New Delhi: India's National Investigation Agency (NIA) probing the 26/11 attack is likely to visit Pakistan in mid-January while a Pakistani judicial panel could visit India next week, Pakistani Interior Minister Rehman Malik said as he met Prime Minister Manmohan Singh to press him to visit Pakistan and his native village.
"Whatever trust deficit was there, it was removed," he said of his talks with Indian leaders.
Malik, who also met National Security Adviser Shivshankar Menon, sought to deflect the negative publicity evoked by his purported comparison of 2611 with Babri mosque's demolition and offered an investigation into the death of Kargil martyr Captain Saurabh Kalia.
In an interview with NDTV news channel before his meeting with the prime minister, Malik said that the issue of judicial commission was discussed during his meeting with Indian Home Minister Sushilkumar Shinde yesterday evening. "And yesterday we have worked out a way forward so that the (Pakistani) judicial commission may come next week," Malik said.
Malik, who arrived here on Friday on a three-day visit, said he has invited the NIA "in the middle of January".

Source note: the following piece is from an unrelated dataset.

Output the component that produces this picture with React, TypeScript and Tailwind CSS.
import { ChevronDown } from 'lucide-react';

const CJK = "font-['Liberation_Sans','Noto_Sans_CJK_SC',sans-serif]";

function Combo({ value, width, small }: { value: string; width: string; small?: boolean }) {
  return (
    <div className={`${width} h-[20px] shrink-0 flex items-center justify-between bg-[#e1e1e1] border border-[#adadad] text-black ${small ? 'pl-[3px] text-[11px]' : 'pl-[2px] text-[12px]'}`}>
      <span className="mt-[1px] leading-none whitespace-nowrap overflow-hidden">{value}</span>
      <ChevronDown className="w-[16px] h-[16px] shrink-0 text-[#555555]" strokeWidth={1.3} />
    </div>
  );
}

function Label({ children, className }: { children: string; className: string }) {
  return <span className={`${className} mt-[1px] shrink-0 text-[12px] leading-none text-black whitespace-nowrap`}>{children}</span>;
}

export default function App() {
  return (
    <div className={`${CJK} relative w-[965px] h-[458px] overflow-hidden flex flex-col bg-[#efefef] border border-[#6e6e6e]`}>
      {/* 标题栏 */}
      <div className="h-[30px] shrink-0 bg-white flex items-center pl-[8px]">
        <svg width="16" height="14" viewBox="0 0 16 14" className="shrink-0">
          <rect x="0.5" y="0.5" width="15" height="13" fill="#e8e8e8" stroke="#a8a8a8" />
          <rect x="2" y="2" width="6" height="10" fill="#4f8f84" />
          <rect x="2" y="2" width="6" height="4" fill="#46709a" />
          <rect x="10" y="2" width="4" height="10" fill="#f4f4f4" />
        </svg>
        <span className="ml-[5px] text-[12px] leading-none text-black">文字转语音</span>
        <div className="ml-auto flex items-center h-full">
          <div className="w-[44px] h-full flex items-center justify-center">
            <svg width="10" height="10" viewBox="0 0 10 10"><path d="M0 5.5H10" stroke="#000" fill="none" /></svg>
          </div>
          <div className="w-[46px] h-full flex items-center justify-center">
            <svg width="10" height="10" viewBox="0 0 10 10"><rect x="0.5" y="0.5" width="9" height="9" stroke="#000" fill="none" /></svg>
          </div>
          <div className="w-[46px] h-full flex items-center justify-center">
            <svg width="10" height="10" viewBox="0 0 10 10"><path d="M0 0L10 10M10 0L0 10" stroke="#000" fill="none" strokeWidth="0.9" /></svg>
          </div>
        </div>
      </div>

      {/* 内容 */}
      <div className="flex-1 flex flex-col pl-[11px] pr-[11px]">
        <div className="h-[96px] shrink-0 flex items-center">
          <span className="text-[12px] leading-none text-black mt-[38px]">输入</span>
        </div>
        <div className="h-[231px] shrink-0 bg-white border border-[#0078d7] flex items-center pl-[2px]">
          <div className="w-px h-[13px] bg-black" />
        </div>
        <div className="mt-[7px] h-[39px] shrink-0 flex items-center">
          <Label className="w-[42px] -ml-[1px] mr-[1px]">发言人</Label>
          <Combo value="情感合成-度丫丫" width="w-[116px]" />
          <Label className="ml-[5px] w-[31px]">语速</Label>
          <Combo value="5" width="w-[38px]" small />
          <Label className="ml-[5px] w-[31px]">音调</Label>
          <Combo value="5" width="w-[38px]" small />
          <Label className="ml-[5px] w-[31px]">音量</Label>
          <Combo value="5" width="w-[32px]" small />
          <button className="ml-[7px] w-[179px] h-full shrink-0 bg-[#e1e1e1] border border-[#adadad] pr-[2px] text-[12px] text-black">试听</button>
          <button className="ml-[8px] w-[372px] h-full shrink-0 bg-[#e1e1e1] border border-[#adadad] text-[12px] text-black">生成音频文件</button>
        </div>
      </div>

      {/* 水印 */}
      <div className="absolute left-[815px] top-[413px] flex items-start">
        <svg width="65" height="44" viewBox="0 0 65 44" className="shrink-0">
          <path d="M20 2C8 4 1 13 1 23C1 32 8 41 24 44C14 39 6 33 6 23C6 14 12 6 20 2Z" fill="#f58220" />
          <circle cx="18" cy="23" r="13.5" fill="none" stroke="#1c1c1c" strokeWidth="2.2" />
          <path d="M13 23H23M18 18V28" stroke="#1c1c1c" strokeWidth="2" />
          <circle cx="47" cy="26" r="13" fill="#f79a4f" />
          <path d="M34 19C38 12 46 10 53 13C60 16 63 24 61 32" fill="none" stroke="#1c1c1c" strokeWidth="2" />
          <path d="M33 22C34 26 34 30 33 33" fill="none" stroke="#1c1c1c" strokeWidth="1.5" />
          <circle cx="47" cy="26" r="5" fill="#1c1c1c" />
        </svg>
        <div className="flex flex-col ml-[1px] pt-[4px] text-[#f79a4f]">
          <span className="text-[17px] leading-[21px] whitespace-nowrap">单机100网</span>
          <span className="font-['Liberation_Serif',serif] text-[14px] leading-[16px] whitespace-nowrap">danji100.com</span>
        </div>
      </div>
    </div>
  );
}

"Let the director general of FIA (Pakistan's Federal Investigation Agency) and NIA sit together and resolve issues," Malik said.

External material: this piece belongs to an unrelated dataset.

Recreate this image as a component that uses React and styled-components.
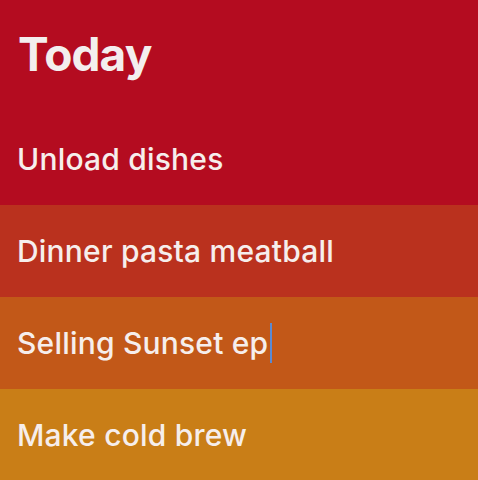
import React from "react";
import styled, { createGlobalStyle } from "styled-components";

const Global = createGlobalStyle`
  html, body { margin: 0; padding: 0; background: #c97e17; }
  body { font-family: Inter, "Noto Sans", sans-serif; -webkit-font-smoothing: antialiased; }
`;

const Page = styled.div`
  display: flex;
  flex-direction: column;
  width: 478px;
  height: 480px;
  overflow: hidden;
`;

const Header = styled.header`
  flex: 0 0 113px;
  background: #b40c20;
  box-sizing: border-box;
  padding: 31px 18px 0;
`;

const Title = styled.h1`
  margin: 0;
  font-size: 46px;
  line-height: 1;
  font-weight: 700;
  color: #f3eeee;
  letter-spacing: -0.9px;
`;

const Row = styled.div`
  flex: 0 0 92px;
  display: flex;
  align-items: center;
  padding: 0 17px;
  background: ${(p) => p.$bg};
  color: #f6eeec;
  font-size: 30px;
  font-weight: 500;
  letter-spacing: 0.2px;
`;

const Caret = styled.span`
  display: inline-block;
  width: 2px;
  height: 40px;
  margin-left: 2px;
  background: #5a8ad2;
`;

const items = [
  { text: "Unload dishes", bg: "#b40c20" },
  { text: "Dinner pasta meatball", bg: "#ba311e" },
  { text: "Selling Sunset ep", bg: "#c25818", caret: true },
  { text: "Make cold brew", bg: "#c97e17" },
];

export default function App() {
  return (
    <>
      <Global />
      <Page>
        <Header>
          <Title>Today</Title>
        </Header>
        {items.map((it) => (
          <Row key={it.text} $bg={it.bg}>
            {it.text}
            {it.caret && <Caret />}
          </Row>
        ))}
      </Page>
    </>
  );
}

Shinde had raised the issue of the NIA team's visit during his meeting with Malik on the sidelines of the Saarc ministerial meeting in the Maldives in September. The NIA wants to go to Pakistan to examine material evidence against key masterminds and accused in the 2008 attacks that claimed 166 lives.
An eight-member Pakistani judicial commission had visited India in March following a bilateral agreement but did not cross-examine the witnesses.
It is expected to so during its next visit to the country and present its findings to the Pakistani court trying those accused of involvement in 2611 attacks.
Malik said his government was taking steps to expedite trial of the seven people, including Lakhvi, in a Rawalpindi court.
On LeT founder Hafiz Saeed, Malik said the Mumbai attacks mastermind had been bailed out thrice by the court and "we have been prohibited to arrest him, these are the orders of the high court".
Pakistani Interior Minister Rehman Malik repeated his statement of Friday, asking India to provide "substantive evidence (against Saeed) that can stand the test of court".